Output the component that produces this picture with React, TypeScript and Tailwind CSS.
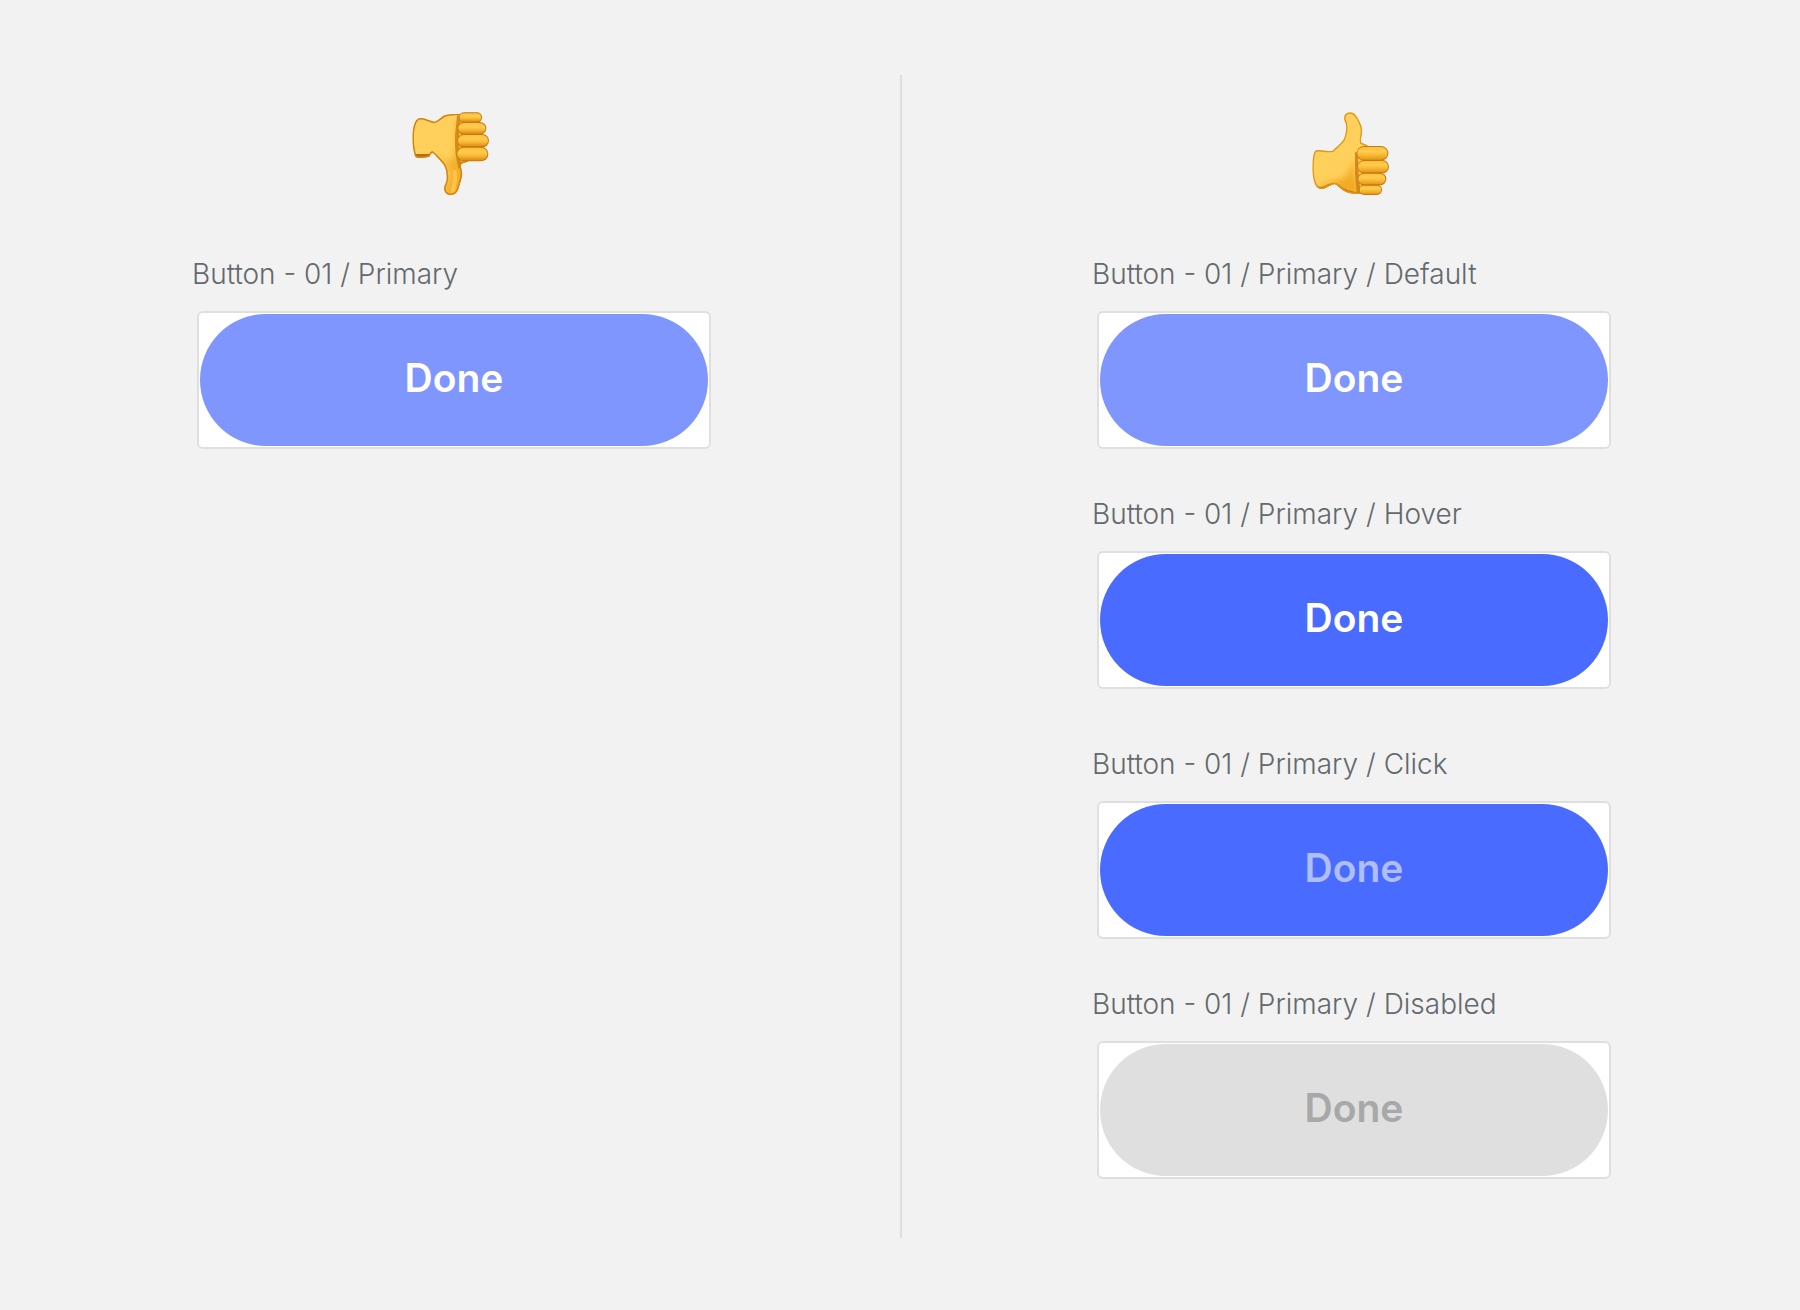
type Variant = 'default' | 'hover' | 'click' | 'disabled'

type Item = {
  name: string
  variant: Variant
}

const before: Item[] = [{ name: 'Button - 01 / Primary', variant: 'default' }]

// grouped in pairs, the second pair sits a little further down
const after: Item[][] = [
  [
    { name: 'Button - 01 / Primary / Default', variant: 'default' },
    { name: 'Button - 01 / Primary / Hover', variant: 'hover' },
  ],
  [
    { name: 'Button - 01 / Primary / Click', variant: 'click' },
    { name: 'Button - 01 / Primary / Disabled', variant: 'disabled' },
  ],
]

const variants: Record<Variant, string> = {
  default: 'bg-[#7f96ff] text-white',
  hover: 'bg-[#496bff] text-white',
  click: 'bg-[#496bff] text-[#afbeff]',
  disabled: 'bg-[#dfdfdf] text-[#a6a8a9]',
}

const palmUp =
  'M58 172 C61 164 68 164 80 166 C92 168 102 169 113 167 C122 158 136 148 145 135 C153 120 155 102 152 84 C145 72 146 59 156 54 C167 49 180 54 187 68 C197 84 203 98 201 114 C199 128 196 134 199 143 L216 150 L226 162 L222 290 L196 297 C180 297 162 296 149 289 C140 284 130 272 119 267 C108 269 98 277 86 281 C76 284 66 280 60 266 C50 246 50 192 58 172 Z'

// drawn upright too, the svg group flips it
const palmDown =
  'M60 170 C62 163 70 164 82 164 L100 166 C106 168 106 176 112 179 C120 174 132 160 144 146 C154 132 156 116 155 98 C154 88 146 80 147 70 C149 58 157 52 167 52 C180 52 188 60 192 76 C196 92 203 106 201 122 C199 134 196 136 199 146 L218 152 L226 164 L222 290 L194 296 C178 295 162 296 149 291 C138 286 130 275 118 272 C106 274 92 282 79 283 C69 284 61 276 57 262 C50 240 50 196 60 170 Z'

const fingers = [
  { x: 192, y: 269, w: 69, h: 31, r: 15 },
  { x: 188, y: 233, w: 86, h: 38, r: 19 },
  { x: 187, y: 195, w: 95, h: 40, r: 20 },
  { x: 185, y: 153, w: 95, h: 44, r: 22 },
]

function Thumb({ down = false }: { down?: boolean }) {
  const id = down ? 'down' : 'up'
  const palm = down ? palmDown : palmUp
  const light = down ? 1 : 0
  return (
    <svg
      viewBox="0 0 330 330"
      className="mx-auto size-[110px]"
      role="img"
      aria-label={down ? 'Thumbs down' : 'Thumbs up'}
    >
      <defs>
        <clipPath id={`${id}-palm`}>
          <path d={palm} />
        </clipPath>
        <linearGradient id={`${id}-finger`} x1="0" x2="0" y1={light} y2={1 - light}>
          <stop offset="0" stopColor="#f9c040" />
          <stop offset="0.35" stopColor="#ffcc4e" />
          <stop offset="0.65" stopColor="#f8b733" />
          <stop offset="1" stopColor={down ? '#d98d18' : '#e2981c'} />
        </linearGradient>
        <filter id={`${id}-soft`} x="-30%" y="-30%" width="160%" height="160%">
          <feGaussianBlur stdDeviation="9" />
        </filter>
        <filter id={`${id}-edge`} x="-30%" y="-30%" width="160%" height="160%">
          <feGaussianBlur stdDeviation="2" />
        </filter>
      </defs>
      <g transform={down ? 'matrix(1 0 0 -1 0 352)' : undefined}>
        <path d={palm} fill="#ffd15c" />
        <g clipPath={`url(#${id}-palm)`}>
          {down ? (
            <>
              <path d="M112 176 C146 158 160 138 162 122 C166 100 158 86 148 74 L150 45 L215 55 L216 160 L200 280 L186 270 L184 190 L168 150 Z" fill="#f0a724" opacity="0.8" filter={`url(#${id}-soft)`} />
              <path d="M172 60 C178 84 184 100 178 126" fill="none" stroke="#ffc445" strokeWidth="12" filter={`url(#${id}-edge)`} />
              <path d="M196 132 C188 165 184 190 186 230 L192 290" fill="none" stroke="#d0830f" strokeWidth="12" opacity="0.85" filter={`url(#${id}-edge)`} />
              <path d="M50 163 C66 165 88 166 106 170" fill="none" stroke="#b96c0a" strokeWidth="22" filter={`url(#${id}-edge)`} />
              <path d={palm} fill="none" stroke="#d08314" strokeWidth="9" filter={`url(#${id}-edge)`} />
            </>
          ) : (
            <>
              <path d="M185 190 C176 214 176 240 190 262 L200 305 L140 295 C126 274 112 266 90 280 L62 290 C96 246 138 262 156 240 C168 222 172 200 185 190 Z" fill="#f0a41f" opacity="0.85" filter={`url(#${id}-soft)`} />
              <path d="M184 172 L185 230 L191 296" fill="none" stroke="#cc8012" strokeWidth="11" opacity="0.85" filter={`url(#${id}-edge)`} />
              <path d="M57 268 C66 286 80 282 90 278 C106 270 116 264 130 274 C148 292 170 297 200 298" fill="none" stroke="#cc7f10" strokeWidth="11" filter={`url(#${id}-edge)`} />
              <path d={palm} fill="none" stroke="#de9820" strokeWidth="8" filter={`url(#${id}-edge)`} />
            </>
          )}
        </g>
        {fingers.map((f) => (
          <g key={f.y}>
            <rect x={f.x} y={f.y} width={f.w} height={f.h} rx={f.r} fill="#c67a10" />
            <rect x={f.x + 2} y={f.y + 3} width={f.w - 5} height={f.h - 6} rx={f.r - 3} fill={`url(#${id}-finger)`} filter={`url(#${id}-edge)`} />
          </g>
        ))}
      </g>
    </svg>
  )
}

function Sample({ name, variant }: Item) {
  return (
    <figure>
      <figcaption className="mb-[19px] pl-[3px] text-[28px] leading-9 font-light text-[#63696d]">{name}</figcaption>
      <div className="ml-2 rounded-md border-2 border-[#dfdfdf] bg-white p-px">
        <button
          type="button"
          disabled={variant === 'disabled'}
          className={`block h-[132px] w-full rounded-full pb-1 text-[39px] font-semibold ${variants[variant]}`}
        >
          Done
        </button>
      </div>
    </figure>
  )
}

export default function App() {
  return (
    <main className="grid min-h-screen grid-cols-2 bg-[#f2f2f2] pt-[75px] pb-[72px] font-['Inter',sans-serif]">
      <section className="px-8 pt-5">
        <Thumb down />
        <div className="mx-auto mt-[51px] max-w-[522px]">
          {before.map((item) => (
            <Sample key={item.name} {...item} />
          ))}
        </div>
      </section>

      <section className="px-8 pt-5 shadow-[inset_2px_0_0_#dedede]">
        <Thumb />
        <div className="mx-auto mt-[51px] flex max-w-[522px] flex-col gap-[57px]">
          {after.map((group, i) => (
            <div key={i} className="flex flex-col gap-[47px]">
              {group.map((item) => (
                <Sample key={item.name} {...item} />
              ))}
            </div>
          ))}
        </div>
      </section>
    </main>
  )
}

^^^^

◆ Problem statement
Take the material above from its first line through the line holding "192 58 172 Z'" and set it down exactly, without the pictures.

◆ Answer
Output the component that produces this picture with React, TypeScript and Tailwind CSS.
type Variant = 'default' | 'hover' | 'click' | 'disabled'

type Item = {
  name: string
  variant: Variant
}

const before: Item[] = [{ name: 'Button - 01 / Primary', variant: 'default' }]

// grouped in pairs, the second pair sits a little further down
const after: Item[][] = [
  [
    { name: 'Button - 01 / Primary / Default', variant: 'default' },
    { name: 'Button - 01 / Primary / Hover', variant: 'hover' },
  ],
  [
    { name: 'Button - 01 / Primary / Click', variant: 'click' },
    { name: 'Button - 01 / Primary / Disabled', variant: 'disabled' },
  ],
]

const variants: Record<Variant, string> = {
  default: 'bg-[#7f96ff] text-white',
  hover: 'bg-[#496bff] text-white',
  click: 'bg-[#496bff] text-[#afbeff]',
  disabled: 'bg-[#dfdfdf] text-[#a6a8a9]',
}

const palmUp =
  'M58 172 C61 164 68 164 80 166 C92 168 102 169 113 167 C122 158 136 148 145 135 C153 120 155 102 152 84 C145 72 146 59 156 54 C167 49 180 54 187 68 C197 84 203 98 201 114 C199 128 196 134 199 143 L216 150 L226 162 L222 290 L196 297 C180 297 162 296 149 289 C140 284 130 272 119 267 C108 269 98 277 86 281 C76 284 66 280 60 266 C50 246 50 192 58 172 Z'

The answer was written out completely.